This is the spiritual journey of me, Eccles, my big brother Bosco, and my Grate-Anti Moly. Eccles is saved, but we've got real problems with Bosco and Anti.
This is me, Eccles

This is me, Eccles
Monday, 30 June 2025
How to be a Catholic but still vote for Death
There has been a bit of a fuss in British Catholic circles recently, as one Chris Coghlan, a Liberal Democrat MP (for Americans, these are like Democrats only a bit more muddle-headed), who is also, apparently, a Catholic, decided to vote for the
Assisted Suicide Bill. His priest had already made it clear that Catholics are opposed to unnatural death, whether it be
abortion, suicide, euthanasia, strychnine in the soup, whatever... and as a result told him that he was now to be denied Holy Communion.
Our hero.
What is Coghlan to do? Complain to the bishop (Richard Moth, who is pretty uncontroversial even if not very exciting)? Get the Observer, a liberal newspaper that is no friend to Catholics, to publish his moans? Flood social media with his whining...?
What many people seem to have forgotten is that - as Coghlan realises - Catholicism is just a one-hour-per-week business.
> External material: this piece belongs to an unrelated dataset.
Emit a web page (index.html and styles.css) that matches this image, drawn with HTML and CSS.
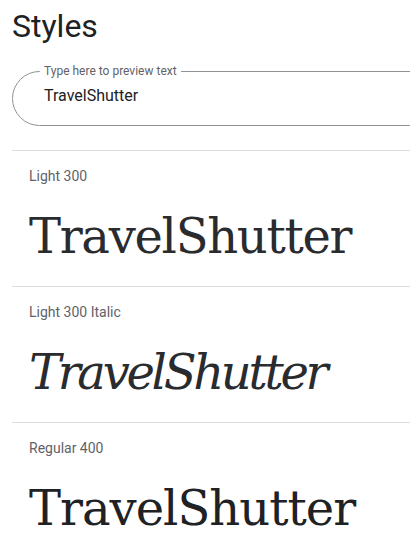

Nobody expects it to affect what you do outside the church!
Is it too much to ask people to go into a church once a week, put on their most holy expressions, sit down, stand up, kneel, whenever other people do, get someone to prod them if they fall asleep in the homily, fork out 5p for a second collection (yes, it's Peter's Pence week!), join in the "kiss of peace" with hearty handshakes all round (try to say "Peace be with you" rather than "I hope you'll be voting for me", Chris!), perhaps even go for coffee and a bit of "networking" with the faithful? THAT'S YOUR WEEK'S OBLIGATION DONE!
Mike Amesbury MP demonstrates the sign of peace.
And if for some reason you can't join the queue for Holy Communion you can always take your phone out and do some texting in those five or ten minutes.
Good grief, it would be intolerable if Catholics started doing Catholic things OUTSIDE the church! In the UK you can probably be arrested these days for publicly uttering offensive religious slogans such as "Bless you" when people sneeze or "Goodbye" (i.e., God be with you) when you take your leave of someone. ("Allahu Akbar", a sort of "I see you're off, mate", is allowed of course, since that is DIVERSE.)
Then, should you be letting your faith influence your actions - do you dash into the road to a rescue a golden-haired child from an approaching steamroller, or do you leave her feeling a bit flat? The first is what most Catholics would do, but the second is nearer to the "assisted dying" spirit that many MPs prefer.
A moral dilemma.
Some people have argued that people who want to become MPs should warn their electorate of their beliefs. Perhaps
by wearing little
stars when they appear in public.
In the USA all this is far easier - you can be a pious and devout Catholic while promoting abortion, and you can even be a priest while promoting LGBTSJ stuff. In the UK it's harder to get away with that sort of thing.
These are deep questions. If only there were some sort of organization that could tell Catholics what they should be doing! Apart from the Observer and the Liberal Democrat Party, I mean. Any suggestions?